10.4 Recovering from Disasters
Despite the prevalence of redundant or protected disk storage, media failures can and do occur. In cases in which one or more Oracle datafiles are lost due to disk failure, you must use database backups to recover the lost data.
There are times when simple human or machine error can also lead to the loss of data, just as a media failure can. For example, an administrator may accidentally delete a datafile, or an I/O subsystem may malfunction, corrupting data on the disks. The key to being prepared to handle these types of disasters is implementing a good backup and recovery strategy.
10.4.1 Developing a Backup and Recovery Strategy
Proper development, documentation, and testing of your backup and recovery strategy is one of the most important activities in implementing an Oracle database.

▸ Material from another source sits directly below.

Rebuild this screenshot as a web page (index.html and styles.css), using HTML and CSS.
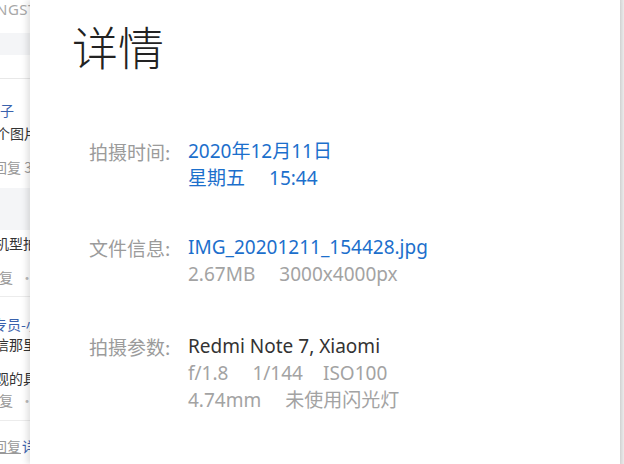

You must test every phase of the backup and recovery process to ensure that the entire process works, because once a disaster hits the complete recovery process must work flawlessly.
Some companies test the backup procedure but fail to actually test recovery using the backups taken. Only when a failure requires the use of the backups do companies discover that the backups in place were unusable for some reason. It's critical to test the entire cycle from backup through restore and recovery.
10.4.2 Taking Oracle Backups
Two basic types of backups are available with Oracle:
- Hot backup
The datafiles for one or more tablespaces are backed up while the database is active.
- Cold backup
The database is shut down and all the datafiles, redo log files, and control files are backed up.
With a hot backup, not all of the datafiles must be backed up at once. For instance, you may want to back up a different group of datafiles each night. You must be sure to keep backups of the archived redo logs that date back to your oldest backed-up datafile, because you'll need them if you have to implement rollforward recovery from the time of that oldest datafile backup.
Some DBAs with very large databases back up the various datafiles over several runs. Some DBAs back up the datafiles that contain data subject to frequent changes more frequently (for example, daily), and back up datafiles containing more static data less often (for example, weekly). There are commands to back up the control file as well; this should be done after all the datafiles have been backed up.
If the database isn't archiving redo logs (this is known as running in NOARCHIVELOG mode and is described in Chapter 2), you can only take complete cold backups. If the database is archiving redo logs, it can be backed up while running.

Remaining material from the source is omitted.